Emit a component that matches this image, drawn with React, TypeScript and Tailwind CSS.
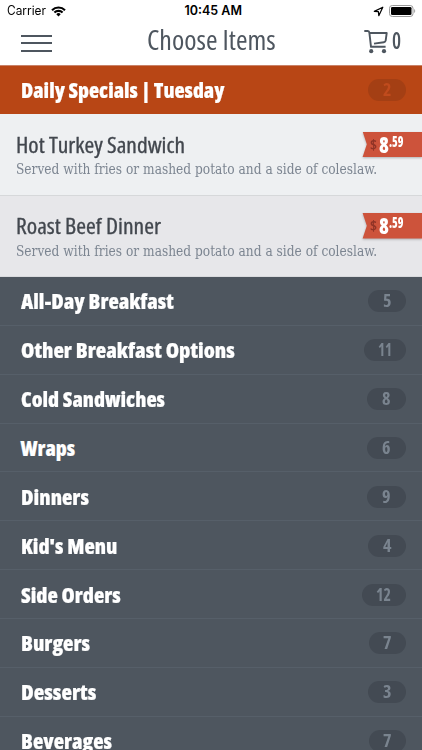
import { useLayoutEffect, useRef, useState } from 'react';

const sans = "font-['Open_Sans','Noto_Sans',sans-serif] [font-stretch:75%]";

type FitProps = { text: string; width: number; className?: string };

// Condenses a single line of text to an exact width.
function Fit({ text, width, className = '' }: FitProps) {
  const ref = useRef<HTMLSpanElement>(null);
  const [scale, setScale] = useState(1);
  useLayoutEffect(() => {
    const measure = () => {
      if (ref.current) setScale(width / ref.current.offsetWidth);
    };
    measure();
    document.fonts?.ready.then(measure);
  }, [width, text]);
  return (
    <span className={`block shrink-0 ${className}`} style={{ width }}>
      <span
        ref={ref}
        className="inline-block origin-left whitespace-nowrap"
        style={{ transform: `scaleX(${scale})` }}
      >
        {text}
      </span>
    </span>
  );
}

function StatusBar() {
  return (
    <div className="flex h-[22px] items-center pl-[7px] pr-[6px] font-['Inter',sans-serif] text-[12.5px] leading-[22px] text-black">
      <Fit text="Carrier" width={39} />
      <svg className="ml-[5px] h-[11px] w-[15px]" viewBox="0 0 15 11" fill="none" stroke="#000" strokeWidth="2.1">
        <path d="M1 4.2a9.2 9.2 0 0 1 13 0" />
        <path d="M3.4 6.6a5.8 5.8 0 0 1 8.2 0" />
        <path d="M7.5 10.4 5.3 8.2a3.1 3.1 0 0 1 4.4 0z" fill="#000" stroke="none" />
      </svg>
      <Fit text="10:45 AM" width={57} className="ml-[118.5px] font-semibold" />
      <svg className="ml-auto h-[11px] w-[11px]" viewBox="0 0 11 11" fill="none" stroke="#000" strokeWidth="1.2" strokeLinejoin="round">
        <path d="M1.3 5.4 9.8 1.2 5.8 9.7 5.4 5.6z" />
      </svg>
      <svg className="ml-[5px] h-[12px] w-[27px]" viewBox="0 0 27 12">
        <rect x=".5" y=".5" width="23.5" height="11" rx="2.8" fill="#fff" stroke="#999" />
        <rect x="2" y="2" width="20.5" height="8" rx="1.3" fill="#000" />
        <path d="M25.2 4v4c1.3-.6 1.3-3.4 0-4z" fill="#999" />
      </svg>
    </div>
  );
}

function Header() {
  return (
    <div className={`flex h-[43px] items-start pl-[21px] text-[#4e565f] ${sans}`}>
      <div className="mt-[12.5px] flex w-[31px] flex-col gap-[5.5px]">
        <div className="h-[2px] bg-[#4e565f]" />
        <div className="h-[2px] bg-[#4e565f]" />
        <div className="h-[2px] bg-[#4e565f]" />
      </div>
      <Fit text="Choose Items" width={128.5} className="ml-[94.5px] text-[26.5px] leading-[37px]" />
      <svg className="ml-[89px] mt-[7px] h-[25px] w-[24px]" viewBox="0 0 24 25" fill="none" stroke="#4e565f" strokeWidth="1.9">
        <path d="M.3 2h3.5q1.4 0 1.6 1.8L7 17.8h14.6M5.5 4h17.2l-1 7.4q-.2 1.6-1.8 1.8L10 14.6" strokeLinejoin="round" />
        <circle cx="7.2" cy="22.2" r="2.1" fill="#4e565f" stroke="none" />
        <circle cx="20" cy="22.2" r="2.1" fill="#4e565f" stroke="none" />
      </svg>
      <Fit text="0" width={9.5} className="ml-[4px] text-[23.5px] leading-[36px] font-semibold" />
    </div>
  );
}

type Category = { name: string; width: number; count: string; badge: number };

const daily: Category = { name: 'Daily Specials | Tuesday', width: 203, count: '2', badge: 38 };

const categories: Category[] = [
  { name: 'All-Day Breakfast', width: 153, count: '5', badge: 38 },
  { name: 'Other Breakfast Options', width: 213.5, count: '11', badge: 42.5 },
  { name: 'Cold Sandwiches', width: 143.5, count: '8', badge: 39.5 },
  { name: 'Wraps', width: 55, count: '6', badge: 39.5 },
  { name: 'Dinners', width: 67.5, count: '9', badge: 39.5 },
  { name: "Kid's Menu", width: 96.5, count: '4', badge: 38.5 },
  { name: 'Side Orders', width: 99.5, count: '12', badge: 44.5 },
  { name: 'Burgers', width: 68.5, count: '7', badge: 37.5 },
  { name: 'Desserts', width: 75.5, count: '3', badge: 38 },
  { name: 'Beverages', width: 90.5, count: '7', badge: 37.5 },
];

function Row({ item, active = false }: { item: Category; active?: boolean }) {
  return (
    <div
      className={`flex shrink-0 items-center justify-between pl-[20.5px] pr-[16px] font-bold ${sans} ${
        active
          ? 'h-[49px] border-t border-[#c98268] bg-[#b84615]'
          : 'h-[48.87px] border-b border-[#565f69] bg-[#4e565f] pt-[1px]'
      }`}
    >
      <Fit text={item.name} width={item.width} className="text-[21px] leading-[28px] font-extrabold text-white [-webkit-text-stroke:0.2px_#fff]" />
      <div
        className={`flex h-[22px] items-center justify-center rounded-full text-[17px] leading-[22px] ${
          active ? 'bg-[#a43f14] text-[#c04b1d]' : 'bg-[#434a53] text-[#7a848f]'
        }`}
        style={{ width: item.badge }}
      >
        <Fit text={item.count} width={item.count.length === 1 ? 8.5 : item.count === '11' ? 14 : 15} />
      </div>
    </div>
  );
}

function Special({ name, width, alt = false }: { name: string; width: number; alt?: boolean }) {
  return (
    <div
      className={`relative shrink-0 border-b pl-[16px] ${
        alt ? 'h-[81px] border-[#d9dadd] bg-[#e7e7ea]' : 'h-[82px] border-[#d6d8da] bg-[#eef0f2]'
      }`}
    >
      <Fit text={name} width={width} className={`${alt ? 'pt-[16px]' : 'pt-[17px]'} text-[21px] leading-[28px] font-medium text-[#42474e] [-webkit-text-stroke:0.3px_#42474e] ${sans}`} />
      <Fit
        text="Served with fries or mashed potato and a side of coleslaw."
        width={361.5}
        className={`${alt ? 'mt-[2px]' : 'mt-[1px]'} font-['DejaVu_Serif',serif] text-[14.5px] leading-[18px] text-[#7c8591]`}
      />
      <div className={`absolute right-0 h-[26px] w-[60px] drop-shadow-[0_1px_1px_rgba(0,0,0,0.25)] ${alt ? 'top-[17px]' : 'top-[17.5px]'}`}>
        <div className={`flex h-[25.5px] items-start bg-[#cd533b] pl-[8px] font-bold text-white [clip-path:polygon(1%_0,100%_0,100%_100%,1%_100%,8%_50%)] ${sans}`}>
          <Fit text="$" width={7.5} className="text-[14px] leading-[26px] text-[#8f3326]" />
          <Fit text="8" width={10} className="ml-[1px] text-[22px] leading-[25px] font-extrabold" />
          <Fit text=".59" width={14.5} className="text-[15px] leading-[18px] font-extrabold" />
        </div>
      </div>
    </div>
  );
}

export default function App() {
  return (
    <div className="flex h-[750px] w-[422px] flex-col overflow-hidden bg-[#4e565f]">
      <div className="h-[65px] shrink-0 bg-white">
        <StatusBar />
        <Header />
      </div>
      <Row item={daily} active />
      <Special name="Hot Turkey Sandwich" width={168.5} />
      <Special name="Roast Beef Dinner" width={145} alt />
      {categories.map((c) => (
        <Row key={c.name} item={c} />
      ))}
    </div>
  );
}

Task directions
Write out the whole listing again, exactly, with no pictures.

Worked answer
Emit a component that matches this image, drawn with React, TypeScript and Tailwind CSS.
import { useLayoutEffect, useRef, useState } from 'react';

const sans = "font-['Open_Sans','Noto_Sans',sans-serif] [font-stretch:75%]";

type FitProps = { text: string; width: number; className?: string };

// Condenses a single line of text to an exact width.
function Fit({ text, width, className = '' }: FitProps) {
  const ref = useRef<HTMLSpanElement>(null);
  const [scale, setScale] = useState(1);
  useLayoutEffect(() => {
    const measure = () => {
      if (ref.current) setScale(width / ref.current.offsetWidth);
    };
    measure();
    document.fonts?.ready.then(measure);
  }, [width, text]);
  return (
    <span className={`block shrink-0 ${className}`} style={{ width }}>
      <span
        ref={ref}
        className="inline-block origin-left whitespace-nowrap"
        style={{ transform: `scaleX(${scale})` }}
      >
        {text}
      </span>
    </span>
  );
}

function StatusBar() {
  return (
    <div className="flex h-[22px] items-center pl-[7px] pr-[6px] font-['Inter',sans-serif] text-[12.5px] leading-[22px] text-black">
      <Fit text="Carrier" width={39} />
      <svg className="ml-[5px] h-[11px] w-[15px]" viewBox="0 0 15 11" fill="none" stroke="#000" strokeWidth="2.1">
        <path d="M1 4.2a9.2 9.2 0 0 1 13 0" />
        <path d="M3.4 6.6a5.8 5.8 0 0 1 8.2 0" />
        <path d="M7.5 10.4 5.3 8.2a3.1 3.1 0 0 1 4.4 0z" fill="#000" stroke="none" />
      </svg>
      <Fit text="10:45 AM" width={57} className="ml-[118.5px] font-semibold" />
      <svg className="ml-auto h-[11px] w-[11px]" viewBox="0 0 11 11" fill="none" stroke="#000" strokeWidth="1.2" strokeLinejoin="round">
        <path d="M1.3 5.4 9.8 1.2 5.8 9.7 5.4 5.6z" />
      </svg>
      <svg className="ml-[5px] h-[12px] w-[27px]" viewBox="0 0 27 12">
        <rect x=".5" y=".5" width="23.5" height="11" rx="2.8" fill="#fff" stroke="#999" />
        <rect x="2" y="2" width="20.5" height="8" rx="1.3" fill="#000" />
        <path d="M25.2 4v4c1.3-.6 1.3-3.4 0-4z" fill="#999" />
      </svg>
    </div>
  );
}

function Header() {
  return (
    <div className={`flex h-[43px] items-start pl-[21px] text-[#4e565f] ${sans}`}>
      <div className="mt-[12.5px] flex w-[31px] flex-col gap-[5.5px]">
        <div className="h-[2px] bg-[#4e565f]" />
        <div className="h-[2px] bg-[#4e565f]" />
        <div className="h-[2px] bg-[#4e565f]" />
      </div>
      <Fit text="Choose Items" width={128.5} className="ml-[94.5px] text-[26.5px] leading-[37px]" />
      <svg className="ml-[89px] mt-[7px] h-[25px] w-[24px]" viewBox="0 0 24 25" fill="none" stroke="#4e565f" strokeWidth="1.9">
        <path d="M.3 2h3.5q1.4 0 1.6 1.8L7 17.8h14.6M5.5 4h17.2l-1 7.4q-.2 1.6-1.8 1.8L10 14.6" strokeLinejoin="round" />
        <circle cx="7.2" cy="22.2" r="2.1" fill="#4e565f" stroke="none" />
        <circle cx="20" cy="22.2" r="2.1" fill="#4e565f" stroke="none" />
      </svg>
      <Fit text="0" width={9.5} className="ml-[4px] text-[23.5px] leading-[36px] font-semibold" />
    </div>
  );
}

type Category = { name: string; width: number; count: string; badge: number };

const daily: Category = { name: 'Daily Specials | Tuesday', width: 203, count: '2', badge: 38 };

const categories: Category[] = [
  { name: 'All-Day Breakfast', width: 153, count: '5', badge: 38 },
  { name: 'Other Breakfast Options', width: 213.5, count: '11', badge: 42.5 },
  { name: 'Cold Sandwiches', width: 143.5, count: '8', badge: 39.5 },
  { name: 'Wraps', width: 55, count: '6', badge: 39.5 },
  { name: 'Dinners', width: 67.5, count: '9', badge: 39.5 },
  { name: "Kid's Menu", width: 96.5, count: '4', badge: 38.5 },
  { name: 'Side Orders', width: 99.5, count: '12', badge: 44.5 },
  { name: 'Burgers', width: 68.5, count: '7', badge: 37.5 },
  { name: 'Desserts', width: 75.5, count: '3', badge: 38 },
  { name: 'Beverages', width: 90.5, count: '7', badge: 37.5 },
];

function Row({ item, active = false }: { item: Category; active?: boolean }) {
  return (
    <div
      className={`flex shrink-0 items-center justify-between pl-[20.5px] pr-[16px] font-bold ${sans} ${
        active
          ? 'h-[49px] border-t border-[#c98268] bg-[#b84615]'
          : 'h-[48.87px] border-b border-[#565f69] bg-[#4e565f] pt-[1px]'
      }`}
    >
      <Fit text={item.name} width={item.width} className="text-[21px] leading-[28px] font-extrabold text-white [-webkit-text-stroke:0.2px_#fff]" />
      <div
        className={`flex h-[22px] items-center justify-center rounded-full text-[17px] leading-[22px] ${
          active ? 'bg-[#a43f14] text-[#c04b1d]' : 'bg-[#434a53] text-[#7a848f]'
        }`}
        style={{ width: item.badge }}
      >
        <Fit text={item.count} width={item.count.length === 1 ? 8.5 : item.count === '11' ? 14 : 15} />
      </div>
    </div>
  );
}

function Special({ name, width, alt = false }: { name: string; width: number; alt?: boolean }) {
  return (
    <div
      className={`relative shrink-0 border-b pl-[16px] ${
        alt ? 'h-[81px] border-[#d9dadd] bg-[#e7e7ea]' : 'h-[82px] border-[#d6d8da] bg-[#eef0f2]'
      }`}
    >
      <Fit text={name} width={width} className={`${alt ? 'pt-[16px]' : 'pt-[17px]'} text-[21px] leading-[28px] font-medium text-[#42474e] [-webkit-text-stroke:0.3px_#42474e] ${sans}`} />
      <Fit
        text="Served with fries or mashed potato and a side of coleslaw."
        width={361.5}
        className={`${alt ? 'mt-[2px]' : 'mt-[1px]'} font-['DejaVu_Serif',serif] text-[14.5px] leading-[18px] text-[#7c8591]`}
      />
      <div className={`absolute right-0 h-[26px] w-[60px] drop-shadow-[0_1px_1px_rgba(0,0,0,0.25)] ${alt ? 'top-[17px]' : 'top-[17.5px]'}`}>
        <div className={`flex h-[25.5px] items-start bg-[#cd533b] pl-[8px] font-bold text-white [clip-path:polygon(1%_0,100%_0,100%_100%,1%_100%,8%_50%)] ${sans}`}>
          <Fit text="$" width={7.5} className="text-[14px] leading-[26px] text-[#8f3326]" />
          <Fit text="8" width={10} className="ml-[1px] text-[22px] leading-[25px] font-extrabold" />
          <Fit text=".59" width={14.5} className="text-[15px] leading-[18px] font-extrabold" />
        </div>
      </div>
    </div>
  );
}

export default function App() {
  return (
    <div className="flex h-[750px] w-[422px] flex-col overflow-hidden bg-[#4e565f]">
      <div className="h-[65px] shrink-0 bg-white">
        <StatusBar />
        <Header />
      </div>
      <Row item={daily} active />
      <Special name="Hot Turkey Sandwich" width={168.5} />
      <Special name="Roast Beef Dinner" width={145} alt />
      {categories.map((c) => (
        <Row key={c.name} item={c} />
      ))}
    </div>
  );
}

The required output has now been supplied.